*Request:*
Below is some material; set it all down exactly, apart from the pictures.

*Source excerpt:*
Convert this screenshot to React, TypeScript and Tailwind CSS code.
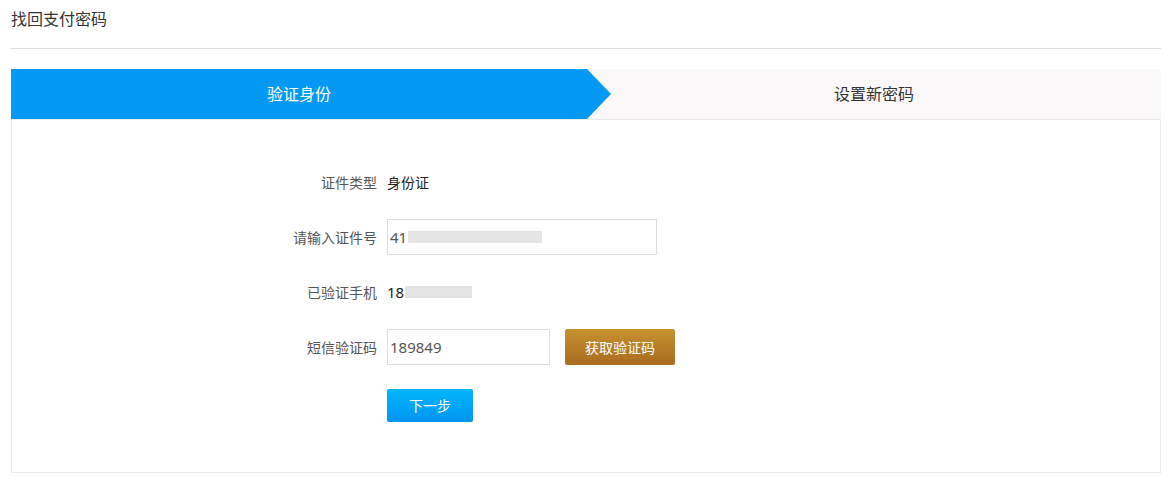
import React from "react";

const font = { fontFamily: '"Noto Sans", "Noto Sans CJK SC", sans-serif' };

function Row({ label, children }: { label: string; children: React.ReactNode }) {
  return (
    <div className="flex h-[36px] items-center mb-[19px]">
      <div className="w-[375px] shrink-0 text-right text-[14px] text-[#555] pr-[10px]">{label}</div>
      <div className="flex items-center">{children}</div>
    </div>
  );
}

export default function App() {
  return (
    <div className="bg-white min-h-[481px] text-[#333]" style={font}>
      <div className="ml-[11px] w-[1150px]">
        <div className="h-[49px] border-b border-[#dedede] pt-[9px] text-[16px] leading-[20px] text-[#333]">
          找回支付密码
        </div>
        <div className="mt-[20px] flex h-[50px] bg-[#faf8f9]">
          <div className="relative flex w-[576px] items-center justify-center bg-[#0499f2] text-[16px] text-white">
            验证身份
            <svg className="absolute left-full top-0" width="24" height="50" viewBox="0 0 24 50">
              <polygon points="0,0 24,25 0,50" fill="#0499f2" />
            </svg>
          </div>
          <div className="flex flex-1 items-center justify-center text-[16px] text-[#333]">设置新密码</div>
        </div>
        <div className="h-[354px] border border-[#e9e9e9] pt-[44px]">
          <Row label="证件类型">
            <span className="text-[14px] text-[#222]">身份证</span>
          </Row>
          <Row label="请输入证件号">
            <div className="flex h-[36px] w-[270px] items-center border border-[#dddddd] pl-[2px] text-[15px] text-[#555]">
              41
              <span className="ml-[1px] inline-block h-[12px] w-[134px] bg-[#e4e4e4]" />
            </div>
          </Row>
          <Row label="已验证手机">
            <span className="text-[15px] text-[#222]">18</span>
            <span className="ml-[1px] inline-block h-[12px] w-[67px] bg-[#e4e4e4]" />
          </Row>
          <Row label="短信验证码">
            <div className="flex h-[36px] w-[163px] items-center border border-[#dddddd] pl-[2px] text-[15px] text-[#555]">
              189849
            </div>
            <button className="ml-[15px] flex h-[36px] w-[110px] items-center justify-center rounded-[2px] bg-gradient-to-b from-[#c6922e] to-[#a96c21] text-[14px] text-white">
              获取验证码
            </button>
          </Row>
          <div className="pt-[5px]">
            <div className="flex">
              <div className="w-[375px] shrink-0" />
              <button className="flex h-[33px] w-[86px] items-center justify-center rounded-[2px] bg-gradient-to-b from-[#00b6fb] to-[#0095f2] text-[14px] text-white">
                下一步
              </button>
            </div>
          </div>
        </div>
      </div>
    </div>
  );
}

*Completed exercise:*
Convert this screenshot to React, TypeScript and Tailwind CSS code.
import React from "react";

const font = { fontFamily: '"Noto Sans", "Noto Sans CJK SC", sans-serif' };

function Row({ label, children }: { label: string; children: React.ReactNode }) {
  return (
    <div className="flex h-[36px] items-center mb-[19px]">
      <div className="w-[375px] shrink-0 text-right text-[14px] text-[#555] pr-[10px]">{label}</div>
      <div className="flex items-center">{children}</div>
    </div>
  );
}

export default function App() {
  return (
    <div className="bg-white min-h-[481px] text-[#333]" style={font}>
      <div className="ml-[11px] w-[1150px]">
        <div className="h-[49px] border-b border-[#dedede] pt-[9px] text-[16px] leading-[20px] text-[#333]">
          找回支付密码
        </div>
        <div className="mt-[20px] flex h-[50px] bg-[#faf8f9]">
          <div className="relative flex w-[576px] items-center justify-center bg-[#0499f2] text-[16px] text-white">
            验证身份
            <svg className="absolute left-full top-0" width="24" height="50" viewBox="0 0 24 50">
              <polygon points="0,0 24,25 0,50" fill="#0499f2" />
            </svg>
          </div>
          <div className="flex flex-1 items-center justify-center text-[16px] text-[#333]">设置新密码</div>
        </div>
        <div className="h-[354px] border border-[#e9e9e9] pt-[44px]">
          <Row label="证件类型">
            <span className="text-[14px] text-[#222]">身份证</span>
          </Row>
          <Row label="请输入证件号">
            <div className="flex h-[36px] w-[270px] items-center border border-[#dddddd] pl-[2px] text-[15px] text-[#555]">
              41
              <span className="ml-[1px] inline-block h-[12px] w-[134px] bg-[#e4e4e4]" />
            </div>
          </Row>
          <Row label="已验证手机">
            <span className="text-[15px] text-[#222]">18</span>
            <span className="ml-[1px] inline-block h-[12px] w-[67px] bg-[#e4e4e4]" />
          </Row>
          <Row label="短信验证码">
            <div className="flex h-[36px] w-[163px] items-center border border-[#dddddd] pl-[2px] text-[15px] text-[#555]">
              189849
            </div>
            <button className="ml-[15px] flex h-[36px] w-[110px] items-center justify-center rounded-[2px] bg-gradient-to-b from-[#c6922e] to-[#a96c21] text-[14px] text-white">
              获取验证码
            </button>
          </Row>
          <div className="pt-[5px]">
            <div className="flex">
              <div className="w-[375px] shrink-0" />
              <button className="flex h-[33px] w-[86px] items-center justify-center rounded-[2px] bg-gradient-to-b from-[#00b6fb] to-[#0095f2] text-[14px] text-white">
                下一步
              </button>
            </div>
          </div>
        </div>
      </div>
    </div>
  );
}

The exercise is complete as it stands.